I’ve been trying to eat better, I get a bit bad around the holidays then I guess I just get used to it and keep some of the bad habits. Also I just found a recipe for some of that ginger dressing you get at Japanese restaurants. Feel free to make it too! I can’t wait to try it!! Eating salads a lot can just get so tedious. My plan is to look up lots of different salads so that I won’t get bored.
My fave salad is definitely one I saw on the Biggest Loser. He put turkey breast, cilantro/coriander, olive oil and jerk seasoning over a mixture of greens. It’s AMAZING. but I prefer it with tinned tuna.
Do you have a good salad recipe?
So, having a boyfriend seemed to kill a lot of my motivation last year.

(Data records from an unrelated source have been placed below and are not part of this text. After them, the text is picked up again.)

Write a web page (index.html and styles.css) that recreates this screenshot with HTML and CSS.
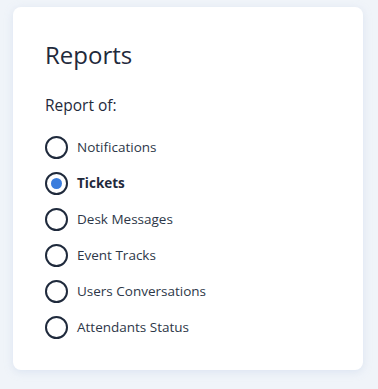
FILE: index.html
```html
<!DOCTYPE html>
<html lang="en">
<head>
    <meta charset="UTF-8">
    <meta name="viewport" content="width=device-width, initial-scale=1.0">
    <title>Reports</title>
    <link rel="stylesheet" href="styles.css">
</head>
<body>
    <div class="card">
        <h1 class="card-title">Reports</h1>
        <div class="field-label">Report of:</div>
        <div class="radio-list">
            <label class="radio-row"><span class="radio"></span>Notifications</label>
            <label class="radio-row checked"><span class="radio"></span>Tickets</label>
            <label class="radio-row"><span class="radio"></span>Desk Messages</label>
            <label class="radio-row"><span class="radio"></span>Event Tracks</label>
            <label class="radio-row"><span class="radio"></span>Users Conversations</label>
            <label class="radio-row"><span class="radio"></span>Attendants Status</label>
        </div>
    </div>
</body>
</html>
```

FILE: styles.css
```css
* {
    margin: 0;
    padding: 0;
    box-sizing: border-box;
    font-family: 'Open Sans', 'Noto Sans', sans-serif;
}

body {
    background: #f0f4f9;
    min-height: 100vh;
    padding: 7px 15px 0 13px;
    color: #1f2a3c;
}

.card {
    background: #ffffff;
    border-radius: 8px;
    padding: 33px 32px 31px;
    height: 363px;
    box-shadow: 0 2px 8px rgba(180, 198, 225, 0.35);
}

.card-title {
    font-size: 24px;
    font-weight: 400;
    line-height: 30px;
    color: #1f2a3c;
    margin-bottom: 25px;
}

.field-label {
    font-size: 15.5px;
    line-height: 20px;
    color: #1f2a3c;
    margin-bottom: 20px;
}

.radio-list {
    display: grid;
    gap: 12px;
}

.radio-row {
    display: flex;
    align-items: center;
    gap: 9px;
    font-size: 13.5px;
    line-height: 24px;
    color: #2d3748;
}

.radio {
    width: 23px;
    height: 23px;
    border: 2px solid #1f2a3c;
    border-radius: 50%;
    display: flex;
    align-items: center;
    justify-content: center;
}

.radio-row.checked {
    font-weight: 700;
    color: #1f2a3c;
}

.radio-row.checked .radio::after {
    content: '';
    width: 11px;
    height: 11px;
    border-radius: 50%;
    background: #3b7ddd;
}
```
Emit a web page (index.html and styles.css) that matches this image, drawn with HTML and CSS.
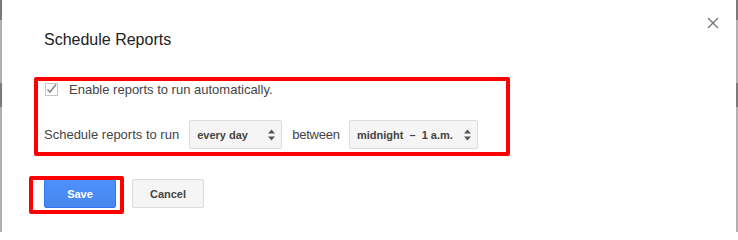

I still have him, but now I’m in another wedding in May. OMG EVERYONE STOP GETTING MARRIED!
I was torn about coming back to tumblr, not that any of you really know me or anything, but I feel embarrassed that I stopped and started a bunch. But you know what? That’s life!! We all go through it.. our ups and downs and now I’m back for an up to go down in WEIGHT. lol
So the new wedding I’m in? Some of the bridesmaids are bigger (most I think - the girls keep changing) and what does the bride pick? halter dresses. HALTER DRESSES. My bingo wings will be flapping in the wind. If I wave to anyone? I will be waving to the whole room.
July 30 I was 258.6. I weighed myself the other day and I was like 274. *le sigh
It’s ok though! I’m going to get back down! YES I WILL!
So a gym near me is doing a Biggest Loser program and I signed up for it. It has team workouts, challenges, nutritional lectures and prizes. Hopefully my competitive nature will jump in and I will get all crazy into it.
So, the bachelorette party they want to do? Is a weekend at the beach. So I really need to bust my ass for that as well, it is gonna be right around my birthday. I really don’t want to have to worry about being harpooned whilst sunbathing.
I made a folder on my pinterest to help get some workout tips and some great new recipes.